American colonists fought the Revolution to give old King George III the boot. At the conclusion of the Revolutionary War, a clandestine group developed a scheme to extend a kingship to George Washington (Sidis, 1982). Fortunately, Washington recognized the monumental irony in such an arrangement and rebuffed the offer. While Washington may have been willing to lead the American political system, he refused to do so as King George IV.

Democracy in the US was born of a desire to throw off the onerous constraints of European aristocracy. While, to Washington’s credit, he was unwilling to become the first homegrown American King, he and the other founders of US democracy laid the frameworks for political domination by an ascendant merchant class (Domhoff, 2002). As is well illustrated throughout American history, elite attacks on democracy tend to be both routine and audacious (Baraka, 2002; Chomsky, 1996). None more so than King George XLIII’s usurpation of a “mandate” from a minority of voters, and then using every tool at his disposal to further bankrupt democracy (Pickler, 2004) .

King George XLIII’s unfortunate reign implies that, whenever Americans relax their vigilance, the machinery of democracy tends to be ruthlessly commandeered by aristocrats. Fortunately, in spite of all democracy’s shortcomings, people retain the capacity to determine and fight for their own truths (McGettigan, 1999, 2002)—lovers of democracy despair not!

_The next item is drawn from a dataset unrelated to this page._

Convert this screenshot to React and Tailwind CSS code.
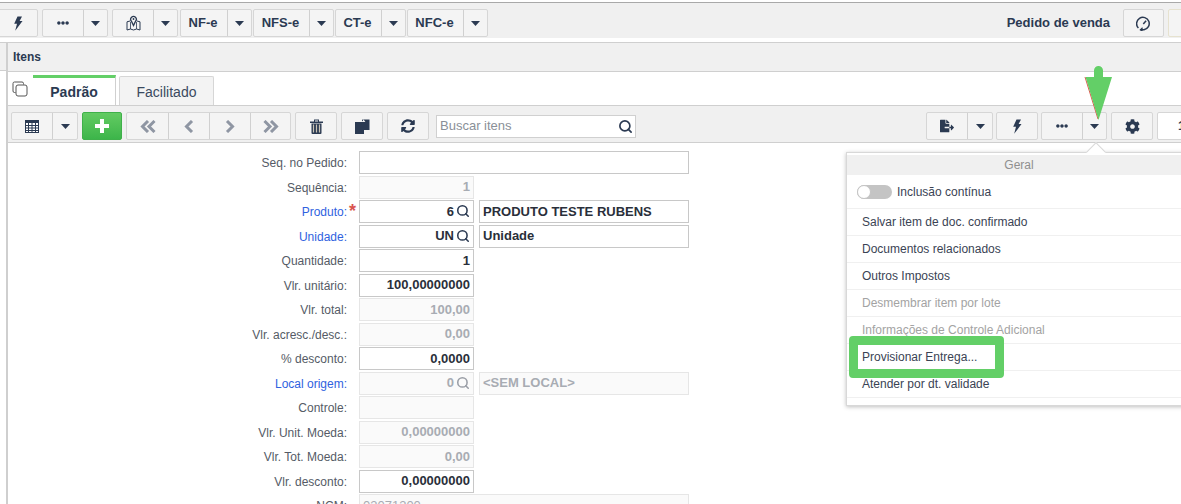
import React from "react";
import { FaEllipsisH, FaSyncAlt, FaCog, FaFileExport, FaStar } from "react-icons/fa";
import { Search } from "lucide-react";

const ink = "#2b3a52";

function Caret() {
  return <svg width="9" height="5" viewBox="0 0 9 5"><path d="M0 0h9L4.5 5z" fill="#2b3a52" /></svg>;
}

function Bolt() {
  return (
    <svg width="10" height="15" viewBox="0 0 10 15">
      <path d="M4.5 0.5H9L6.6 5H9.5L2.2 14.8 4 7.8H1.2z" fill="#2b3a52" />
    </svg>
  );
}

function MapIcon() {
  return (
    <svg width="15" height="16" viewBox="0 0 15 16" fill="none" stroke="#2b3a52">
      <path d="M4 6 1 6.8V15l3.5-1 3 1 3-1 3.5 1V6.8L11 6" strokeWidth="1" />
      <path d="M4.5 7v7M10.5 7v7" strokeWidth="0.8" />
      <path d="M7.5 10.5 5.4 6.2a2.8 2.8 0 1 1 4.2 0z" strokeWidth="1.3" />
      <circle cx="7.5" cy="4" r="0.9" fill="#2b3a52" stroke="none" />
    </svg>
  );
}

function TableIcon() {
  return (
    <svg width="14" height="13" viewBox="0 0 14 13" fill="none">
      <rect x="0.5" y="0.5" width="13" height="12" fill="#fff" stroke="#2b3a52" />
      <rect x="0.5" y="0.5" width="13" height="2.5" fill="#2b3a52" />
      <path d="M0 5.5h14M0 8h14M0 10.5h14M3.5 3v10M7 3v10M10.5 3v10" stroke="#2b3a52" />
    </svg>
  );
}

function TrashIcon() {
  return (
    <svg width="13" height="15" viewBox="0 0 13 15">
      <path d="M0 2.5h13v1.5H0zM4 0.5h5v2H8V1.5H5v1H4z" fill="#2b3a52" />
      <path d="M1.5 4.5h10V14a1 1 0 0 1-1 1h-8a1 1 0 0 1-1-1z" fill="#2b3a52" />
      <path d="M3.5 5.5v8M6.5 5.5v8M9.5 5.5v8" stroke="#c9c3b5" strokeWidth="1.2" />
    </svg>
  );
}

function PasteIcon() {
  return (
    <svg width="16" height="15" viewBox="0 0 16 15">
      <path d="M1 3h9v12H1z" fill="#2b3a52" />
      <path d="M8 0.5h7.5V11H10V3H8z" fill="#2b3a52" />
      <path d="M7.5 3 10 0.5V3z" fill="#f4f4f4" />
      <path d="M9 0.5 11 3" stroke="#f4f4f4" strokeWidth="1" />
    </svg>
  );
}

function ClockIcon() {
  return (
    <svg width="15" height="15" viewBox="0 0 15 15" fill="none" stroke="#2b3a52" strokeWidth="1.5">
      <path d="M2.4 12A6.3 6.3 0 1 1 8 13.8H4.5" />
      <path d="M7.3 8l2.8-3.2" />
      <path d="M6.6 11.8 4.4 13.8 6.6 15" strokeWidth="1.2" />
    </svg>
  );
}

function CopyOutline() {
  return (
    <svg width="16" height="16" viewBox="0 0 16 16" fill="none" stroke="#555" strokeWidth="1">
      <path d="M3.5 11.5H2.5a1.5 1.5 0 0 1-1.5-1.5V2.5A1.5 1.5 0 0 1 2.5 1H10a1.5 1.5 0 0 1 1.5 1.5v1" />
      <rect x="4" y="4" width="11" height="11" rx="2" />
    </svg>
  );
}

function Chevrons({ dir, double }) {
  const flip = dir === "right" ? "scale(-1 1) translate(-16 0)" : undefined;
  return (
    <svg width="16" height="13" viewBox="0 0 16 13" fill="none" stroke="#8f96a3" strokeWidth="3" strokeLinejoin="miter">
      <g transform={flip}>
        {double ? (
          <>
            <path d="M8 1 2.5 6.5 8 12" />
            <path d="M14.5 1 9 6.5 14.5 12" />
          </>
        ) : (
          <path d="M11 1 5.5 6.5 11 12" />
        )}
      </g>
    </svg>
  );
}

function Group({ className = "", children }) {
  return <div className={"flex h-[28px] shrink-0 rounded-[2px] border border-[#d6d6d6] bg-[#f4f4f4] " + className}>{children}</div>;
}

function Seg({ w, first, children, className = "" }) {
  return (
    <div className={"flex h-full items-center justify-center " + (first ? "" : "border-l border-[#d0d0d0] ") + w + " " + className}>
      {children}
    </div>
  );
}

function TopLabel({ children }) {
  return <span className="pr-[2px] text-[13px] font-bold text-[#2b3a52]">{children}</span>;
}

const rows = [
  { label: "Seq. no Pedido:", a: "", wide: true, kind: "on" },
  { label: "Sequência:", a: "1", kind: "off" },
  { label: "Produto:", a: "6", link: true, star: true, search: true, b: "PRODUTO TESTE RUBENS", kind: "on" },
  { label: "Unidade:", a: "UN", link: true, search: true, b: "Unidade", kind: "on" },
  { label: "Quantidade:", a: "1", kind: "on" },
  { label: "Vlr. unitário:", a: "100,00000000", kind: "on" },
  { label: "Vlr. total:", a: "100,00", kind: "off" },
  { label: "Vlr. acresc./desc.:", a: "0,00", kind: "off" },
  { label: "% desconto:", a: "0,0000", kind: "on" },
  { label: "Local origem:", a: "0", link: true, search: true, b: "<SEM LOCAL>", kind: "off" },
  { label: "Controle:", a: "", kind: "off" },
  { label: "Vlr. Unit. Moeda:", a: "0,00000000", kind: "off" },
  { label: "Vlr. Tot. Moeda:", a: "0,00", kind: "off" },
  { label: "Vlr. desconto:", a: "0,00000000", kind: "on" },
  { label: "NCM:", a: "03071300", wide: true, left: true, normal: true, kind: "off" },
];

function Field({ w, kind, children, className = "" }) {
  const on = kind === "on";
  return (
    <div className={"flex h-[23px] shrink-0 items-center border px-[3px] text-[13px] font-bold " + w + " " + (on ? "border-[#c8c8c8] bg-white text-[#2a2f3a] " : "border-[#e6e6e6] bg-[#fafafa] text-[#a8acb3] ") + className}>
      {children}
    </div>
  );
}

function Row({ r }) {
  const on = r.kind === "on";
  return (
    <div className="flex h-[24.5px] shrink-0 items-start">
      <div className="relative h-[23px] w-[339px] shrink-0 text-right text-[12px] leading-[24px]">
        <span className={r.link ? "text-[#2f62e0]" : "text-[#555b66]"}>{r.label}</span>
        {r.star && <span className="absolute left-[341px] top-[1px] text-[18px] leading-[21px] font-bold text-[#d9534f]">*</span>}
      </div>
      <Field w={r.wide ? "ml-[12px] w-[330px]" : "ml-[12px] w-[115px]"} kind={r.kind} className={r.left ? "justify-start" : "justify-end"}>
        <span className={r.normal ? "font-normal" : ""}>{r.a}</span>
        {r.search && <Search size={14} strokeWidth={2.7} className="mb-[1px] ml-[2px]" color={on ? ink : "#9a9ea6"} />}
      </Field>
      {r.b && (
        <Field w="ml-[5px] w-[210px]" kind={r.kind} className="justify-start">
          {r.b}
        </Field>
      )}
    </div>
  );
}

function MenuItem({ children, muted }) {
  return (
    <div className={"flex h-[27px] items-center border-b border-[#f0f0f0] pl-[15px] text-[12px] " + (muted ? "text-[#a3a3a3]" : "text-[#3a4354]")}>
      {children}
    </div>
  );
}

export default function App() {
  return (
    <div className="relative h-[504px] w-[1181px] overflow-hidden bg-white" style={{ fontFamily: '"Liberation Sans", Arial, sans-serif' }}>
      {/* top bar */}
      <div className="mt-[2px] flex h-[36px] items-center border-t border-[#a9a9a9] bg-[#f0f0f0] pt-[5px]">
        <Group className="-ml-[3px] w-[41px]"><Seg first w="w-full"><Bolt /></Seg></Group>
        <Group className="ml-[4px]">
          <Seg first w="w-[40px]"><FaEllipsisH size={12} color={ink} /></Seg>
          <Seg w="w-[24px]"><Caret /></Seg>
        </Group>
        <Group className="ml-[4px]">
          <Seg first w="w-[40px]"><MapIcon /></Seg>
          <Seg w="w-[24px]"><Caret /></Seg>
        </Group>
        <Group className="ml-[2px]">
          <Seg first w="w-[46px]"><TopLabel>NF-e</TopLabel></Seg>
          <Seg w="w-[24px]"><Caret /></Seg>
        </Group>
        <Group className="ml-px">
          <Seg first w="w-[55px]"><TopLabel>NFS-e</TopLabel></Seg>
          <Seg w="w-[24px]"><Caret /></Seg>
        </Group>
        <Group className="ml-px">
          <Seg first w="w-[45px]"><TopLabel>CT-e</TopLabel></Seg>
          <Seg w="w-[24px]"><Caret /></Seg>
        </Group>
        <Group className="ml-px">
          <Seg first w="w-[55px]"><TopLabel>NFC-e</TopLabel></Seg>
          <Seg w="w-[24px]"><Caret /></Seg>
        </Group>
        <div className="-mr-[28px] ml-auto flex shrink-0 items-center">
          <span className="mr-[13px] text-[13px] font-bold text-[#2b3a52]">Pedido de venda</span>
          <Group className="w-[41px]"><Seg first w="w-full"><ClockIcon /></Seg></Group>
          <Group className="ml-[4px] w-[41px] border-[#e6e2cf]"><Seg first w="w-full"><FaStar size={14} color="#f2d675" /></Seg></Group>
        </div>
      </div>

      {/* body */}
      <div className="mt-[4px] flex">
        <div className="h-[29px] w-[6px] shrink-0 border-b border-t border-[#cfcfcf] bg-[#f0f0f0]" />
        <div className="min-w-0 flex-1 border-l-2 border-[#cfcfcf]">
          <div className="flex h-[30px] items-center border-b border-t border-[#cfcfcf] bg-[#f0f0f0] pl-[5px] text-[12px] font-bold text-[#2b3a52]">Itens</div>
          {/* tabs */}
          <div className="flex h-[33px] items-end pl-[4px]">
            <div className="mb-[8px] mr-[5px]"><CopyOutline /></div>
            <div className="flex h-[30px] w-[83px] items-center justify-center border-r border-t-[3px] border-[#d0d0d0] border-t-[#63cf67] bg-white pt-[2px] text-[14px] font-bold text-[#2b3a52]">Padrão</div>
            <div className="ml-[3px] flex h-[29px] w-[95px] items-center justify-center rounded-t-[2px] border border-b-0 border-[#d6d6d6] bg-[#f3f3f3] pt-[2px] text-[14px] text-[#3a4a60]">Facilitado</div>
          </div>
          {/* toolbar */}
          <div className="flex h-[38px] items-center border-b border-t border-[#cfcfcf] bg-[#f0f0f0] pl-[3px] pt-[4px]">
            <Group>
              <Seg first w="w-[40px]"><TableIcon /></Seg>
              <Seg w="w-[25px]"><Caret /></Seg>
            </Group>
            <div className="ml-[4px] flex h-[28px] w-[40px] shrink-0 items-center justify-center rounded-[2px] border border-[#3fb04a] bg-linear-to-b from-[#62cb62] to-[#3cb54a]">
              <svg width="14" height="14" viewBox="0 0 14 14"><path d="M5 0h4v5h5v4H9v5H5V9H0V5h5z" fill="#fff" /></svg>
            </div>
            <Group className="ml-[4px]">
              <Seg first w="w-[41px]"><Chevrons double /></Seg>
              <Seg w="w-[41px]"><Chevrons /></Seg>
              <Seg w="w-[41px]"><Chevrons dir="right" /></Seg>
              <Seg w="w-[40px]"><Chevrons dir="right" double /></Seg>
            </Group>
            <Group className="ml-[4px] w-[42px]"><Seg first w="w-full"><TrashIcon /></Seg></Group>
            <Group className="ml-[4px] w-[42px]"><Seg first w="w-full"><PasteIcon /></Seg></Group>
            <Group className="ml-[4px] w-[42px]"><Seg first w="w-full"><FaSyncAlt size={14} color={ink} /></Seg></Group>
            <div className="ml-[7px] flex h-[23px] w-[200px] shrink-0 items-center justify-between border border-[#d0d0d0] bg-white pl-[3px] pr-[2px] text-[13px] text-[#8a8f98]">
              Buscar itens
              <Search size={15} strokeWidth={2.7} color={ink} />
            </div>
            <div className="-mr-[50px] ml-auto flex shrink-0 items-center">
              <Group>
                <Seg first w="w-[40px]"><FaFileExport size={14} color={ink} /></Seg>
                <Seg w="w-[25px]"><Caret /></Seg>
              </Group>
              <Group className="ml-[3px] w-[42px]"><Seg first w="w-full"><Bolt /></Seg></Group>
              <Group className="ml-[3px]">
                <Seg first w="w-[40px]"><FaEllipsisH size={12} color={ink} /></Seg>
                <Seg w="w-[24px]"><Caret /></Seg>
              </Group>
              <Group className="ml-[4px] w-[42px]"><Seg first w="w-full"><FaCog size={15} color={ink} /></Seg></Group>
              <div className="ml-[4px] flex h-[28px] w-[74px] items-center rounded-[2px] border border-[#d6d6d6] bg-white pl-[20px] text-[13px] font-bold text-[#2b3a52]">1</div>
            </div>
          </div>
          {/* form */}
          <div className="flex flex-col pt-[8px]">
            {rows.map((r) => <Row key={r.label} r={r} />)}
          </div>
        </div>
      </div>

      {/* popup menu */}
      <div className="absolute left-[846px] top-[152px] w-[346px] border border-[#d8d8d8] bg-white pb-[7px] shadow-[0_1px_4px_rgba(0,0,0,0.25)]">
        <div className="absolute -top-[8px] left-[242px] h-[14px] w-[14px] rotate-45 border-l border-t border-[#d8d8d8] bg-white" />
        <div className="relative mt-[2px] flex h-[20px] items-center justify-center bg-[#f0f0f0] text-[12px] text-[#8f8f8f]">Geral</div>
        <div className="flex h-[34px] items-center border-b border-[#f0f0f0] pl-[10px] text-[12px] text-[#3a4354]">
          <span className="relative mr-[5px] h-[14px] w-[35px] rounded-full bg-[#c4c4c4]">
            <span className="absolute left-0 top-0 h-[14px] w-[14px] rounded-full border border-[#c4c4c4] bg-white" />
          </span>
          Inclusão contínua
        </div>
        <MenuItem>Salvar item de doc. confirmado</MenuItem>
        <MenuItem>Documentos relacionados</MenuItem>
        <MenuItem>Outros Impostos</MenuItem>
        <MenuItem muted>Desmembrar item por lote</MenuItem>
        <MenuItem muted>Informações de Controle Adicional</MenuItem>
        <MenuItem>Provisionar Entrega...</MenuItem>
        <MenuItem>Atender por dt. validade</MenuItem>
      </div>

      {/* green annotations */}
      <div className="absolute left-[849px] top-[336px] h-[42px] w-[155px] rounded-[4px] border-[9px] border-[#63cf67]" />
      <svg className="absolute left-[1084px] top-[65px]" width="29" height="56" viewBox="0 0 29 56">
        <path d="M1 12 14 54" stroke="#e0584f" strokeWidth="1" fill="none" />
        <path d="M10 5.5a4.5 4.5 0 0 1 9 0V12h9L14.5 55 1.5 12h8.5z" fill="#63cf67" />
      </svg>
    </div>
  );
}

Once upon a time, democratic ideals supplied the essential impetus to liberate America from King George III’s odious clutches. Though often abused, those selfsame ideals could be employed to the same effect—and perhaps for better reason—on King George XLIII. Democratic freedoms that have been dearly won are often discounted with astonishing cynicism (Lane, 2003). That is precisely why Jefferson asserted that eternal vigilance is the price of liberty . Democracy exists in name only, now more than ever, in the absence of revolutionary campaigns to liberate the truth from ignorant, self-interested aristocrats.